South Wales Analysis and Probability Seminar (SWAP)

Cardiff University and Swansea University

27 September 2019 at Swansea University (poster)

 

10:30-11:00 Coffee & Welcome
11:00-11:30 Chenggui Yuan (Swansea) Comparison Theorem of Stochastic Differential Equations
11:35-12:05 Kirstin Strokorb (Cardiff) Geometry of extreme values and max-stable processes
12:10-12:40 Zeev Sobol (Swansea) Time Dependent Dirichlet forms and associated Markov processes
12:40-14:15 Lunch
14:15-14:45 Ermal Feleqi (Vlorë, Albania) Ergodic Mean Field Games with Hörmander diffusions
14:50-15:20 Guang-an Zou (Henan, China) Some results on stochastic Navier-Stokes equations

 

Abstracts

Chenggui Yuan (Swansea) - Comparison Theorem of Stochastic Differential Equations

In this talk, the existence and uniqueness of strong solutions to distribution dependent neutral SFDEs are proved. We give the conditions such that the order preservation of these equations holds. Moreover, we show these conditions are also necessary when the coefficients are continuous. Under sufficient conditions, the result extends the one in the distribution independent case, and the necessity of these conditions is new even in distribution independent case.

 

Kirstin Strokorb (Cardiff) - Geometry of extreme values and max-stable processes

Many fundamental results in probability and statistics are based on the observation that approximating limiting objects satisfy some form of stability, the most well-known being the normal distribution which arises as the limit of sums (or averages). When particular interest lies on extreme values, limit laws of threshold exceedances or maxima come into play and the respective limiting objects are stable with respect to taking exceedances or taking maxima, respectively. In the past decade max-stable processes have gained much interest in connection with the annual maxima method in extreme value theory in order to assess the uncertainty of spatial extremal scenarios. Also from a probabilistic point of view, several structural results exist for max-stable random vectors and processes.
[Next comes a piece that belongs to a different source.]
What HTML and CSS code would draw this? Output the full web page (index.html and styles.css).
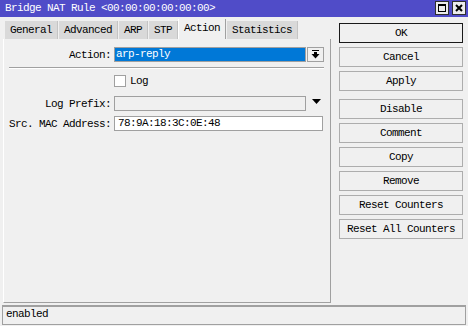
FILE: index.html
```html
<!DOCTYPE html>
<html lang="en">
<head>
  <meta charset="UTF-8">
  <title>Bridge NAT Rule</title>
  <link rel="stylesheet" href="styles.css">
</head>
<body>
  <div class="window">
    <div class="titlebar">
      <span class="title">Bridge NAT Rule &lt;00:00:00:00:00:00&gt;</span>
      <div class="title-buttons">
        <span class="tbtn">
          <svg width="12" height="12" viewBox="0 0 12 12"><rect x="2.5" y="2.5" width="7" height="7" fill="none" stroke="#000"/><rect x="2" y="2" width="8" height="2" fill="#000"/></svg>
        </span>
        <span class="tbtn">
          <svg width="12" height="12" viewBox="0 0 12 12"><path d="M3 3 L9 9 M9 3 L3 9" stroke="#000" stroke-width="2"/></svg>
        </span>
      </div>
    </div>

    <div class="main">
      <div class="left">
        <div class="tabs">
          <span class="tab">General</span>
          <span class="tab">Advanced</span>
          <span class="tab">ARP</span>
          <span class="tab">STP</span>
          <span class="tab active">Action</span>
          <span class="tab">Statistics</span>
        </div>

        <div class="panel">
          <div class="row row-action">
            <span class="label">Action:</span>
            <div class="field">
              <span class="select">arp-reply</span>
              <span class="drop-btn">
                <svg width="9" height="9" viewBox="0 0 9 9"><rect x="1" y="0" width="7" height="1" fill="#000"/><rect x="3" y="2" width="3" height="2" fill="#000"/><polygon points="0.5,4 8.5,4 4.5,8.5" fill="#000"/></svg>
              </span>
            </div>
          </div>

          <div class="separator"></div>

          <div class="row row-log">
            <span class="label"></span>
            <label class="check"><span class="box"></span>Log</label>
          </div>

          <div class="row row-prefix">
            <span class="label">Log Prefix:</span>
            <div class="field">
              <span class="input disabled"></span>
              <svg class="tri" width="9" height="5" viewBox="0 0 9 5"><polygon points="0,0 9,0 4.5,5" fill="#000"/></svg>
            </div>
          </div>

          <div class="row row-mac">
            <span class="label">Src. MAC Address:</span>
            <div class="field">
              <span class="input wide">78:9A:18:3C:0E:48</span>
            </div>
          </div>
        </div>
      </div>

      <div class="buttons">
        <span class="btn default">OK</span>
        <span class="btn">Cancel</span>
        <span class="btn">Apply</span>
        <span class="btn group-start">Disable</span>
        <span class="btn">Comment</span>
        <span class="btn">Copy</span>
        <span class="btn">Remove</span>
        <span class="btn">Reset Counters</span>
        <span class="btn">Reset All Counters</span>
      </div>
    </div>

    <div class="statusbar">enabled</div>
  </div>
</body>
</html>
```

FILE: styles.css
```css
body {
  margin: 0;
  background-color: #f0f0f0;
  font-family: "Liberation Mono", "Courier New", monospace;
  font-size: 11px;
  letter-spacing: -0.6px;
  color: #000;
}
.window {
  width: 468px;
  height: 326px;
  display: flex;
  flex-direction: column;
}
.titlebar {
  height: 17px;
  background-color: #504cc8;
  color: #fff;
  display: flex;
  align-items: center;
  justify-content: space-between;
  padding: 0 2px 0 5px;
}
.title {
  line-height: 17px;
}
.title-buttons {
  display: flex;
  gap: 3px;
  align-self: flex-start;
  margin-top: 1px;
}
.tbtn {
  width: 12px;
  height: 12px;
  border: 1px solid #303030;
  background-color: #ececec;
  display: flex;
}
.main {
  display: flex;
  height: 286px;
  padding-left: 3px;
}
.left {
  width: 328px;
  display: flex;
  flex-direction: column;
}
.tabs {
  display: flex;
  align-items: flex-end;
  height: 22px;
  padding-left: 2px;
}
.tab {
  height: 18px;
  line-height: 18px;
  padding: 0 5px;
  margin-right: 1px;
  background-color: #d9d9d9;
  border-right: 1px solid #c4c4c4;
}
.tab.active {
  height: 20px;
  line-height: 19px;
  background-color: #f0f0f0;
  border-left: 1px solid #fff;
  border-right: 1px solid #a0a0a0;
  margin-left: -1px;
}
.panel {
  flex: 1;
  border-left: 1px solid #fff;
  border-right: 1px solid #a0a0a0;
  border-bottom: 1px solid #a0a0a0;
  padding-top: 8px;
}
.row {
  display: grid;
  grid-template-columns: 107px 210px;
  column-gap: 3px;
  align-items: center;
}
.label {
  text-align: right;
}
.field {
  display: flex;
  align-items: center;
}
.select {
  width: 192px;
  height: 15px;
  box-sizing: border-box;
  border: 1px solid #a0a0a0;
  background-color: #0078d7;
  color: #fff;
  padding-left: 1px;
  line-height: 13px;
}
.drop-btn {
  width: 17px;
  height: 15px;
  box-sizing: border-box;
  margin-left: 1px;
  border: 1px solid #a0a0a0;
  background-color: #f0f0f0;
  display: flex;
  align-items: center;
  justify-content: center;
}
.separator {
  margin: 5px 0 0 5px;
  width: 315px;
  height: 1px;
  background-color: #a0a0a0;
  border-bottom: 1px solid #fff;
}
.row-log {
  margin-top: 6px;
}
.check {
  display: flex;
  align-items: center;
  gap: 4px;
  height: 12px;
}
.box {
  width: 12px;
  height: 12px;
  box-sizing: border-box;
  border: 1px solid #a0a0a0;
  background-color: #fff;
}
.row-prefix {
  margin-top: 9px;
}
.row-mac {
  margin-top: 5px;
}
.input {
  width: 192px;
  height: 15px;
  box-sizing: border-box;
  border: 1px solid #a0a0a0;
  background-color: #fff;
  padding-left: 3px;
  line-height: 13px;
}
.input.disabled {
  background-color: #f0f0f0;
}
.input.wide {
  width: 209px;
}
.tri {
  margin-left: 6px;
  margin-top: -4px;
}
.buttons {
  width: 124px;
  margin-left: 8px;
  padding-top: 6px;
  display: flex;
  flex-direction: column;
  gap: 4px;
}
.btn {
  height: 20px;
  box-sizing: border-box;
  border: 1px solid #adadad;
  background-color: #f0f0f0;
  text-align: center;
  line-height: 18px;
}
.btn.default {
  border-color: #1a1a1a;
}
.btn.group-start {
  margin-top: 4px;
}
.statusbar {
  margin: 2px 2px 0 2px;
  height: 20px;
  box-sizing: border-box;
  border: 1px solid #a0a0a0;
  border-top-width: 2px;
  padding-left: 3px;
  line-height: 15px;
}
```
In this talk I will give an overview over some of these findings and reconsider max-stable processes from the perspective of random sup-measures. This has been started in the 1980s, but since then not received much attention anymore. I will show that this re-newed perspective offers a unifying approach to a number of structural results with functional analytic extensions and more streamlined proofs as well as some new insights. The talk is based on joint work with Ilya Molchanov.

 

Zeev Sobol (Swansea) - Time Dependent Dirichlet forms and associated Markov processes

The topic attracts an attention due to needs of Perturbation theory of propagators and Non Autonomous Markov processes. However, the Functional Analytic framework has been insufficient so far. Assumptions included time independence of the form domain or regular behaviour of the coefficients in time. In the result presented we remove these restrictions. With some approximation and perturbation results, the technique applied to construction of Markov processed with singular drifts.

 

Ermal Feleqi (Vlorë, Albania) - Ergodic Mean Field Games with Hörmander diffusions

I will talk about joint results with Federica Dragoni (Cardiff University, UK) on existence, uniqueness and regularity of solutions for a class of systems of subelliptic or hypoelliptic PDEs arising from ergodic Mean Field Game models with Hörmander diffusions. These results are applied to the feedback synthesis of Mean Field Game solutions and Nash equilibria of a large class of \( N \)-player differential games. In the first part of the talk I will give a brief introduction to this theory of Mean Field Games. It is a series of models introduced by J.-M. Lasry and P.-L. Lions in mid 2000s and, independently, by a group of engineers, in order to study phenomena arising from the competitive interaction of large numbers of small, similar and rational agents. It has applications in Economics and Finance (distribution of wealth and salaries, optimal consumption of resources, creation of volatility in financial markets) Dynamics of Populations (the Mexican wave “la ola”, racial segregation, traffic flows). Many classical equations of Mathematics and Physics appear as particular cases of MFG equations. This theory has attracted the interest of the mathematical community for it has posed certain deep problems in the theory of PDEs, especially in infinite-dimensional spaces.

 

Guang-an Zou (Henan, China) - Some results on stochastic Navier-Stokes equations

In this talk, we will consider the extended stochastic Navier–Stokes equations with Caputo derivative driven by fractional Brownian motion. Firstly, the pathwise spatial and temporal regularity of the generalized Ornstein–Uhlenbeck process is proved. Then we discuss the existence, uniqueness, and Hölder regularity of mild solutions to the given problem. Next, we present the vorticity-stream function method to compute the incompressible fluid flow, a Crank-Nicolson Fourier pseudo-spectral method is proposed for solving the formulation of stream function equation. Numerical results clearly exhibit that in the presence of stochastic forcing can affect the shapes of vortex in fluid flow. This enables us to perform optimal control experiments for the development of vortex structures.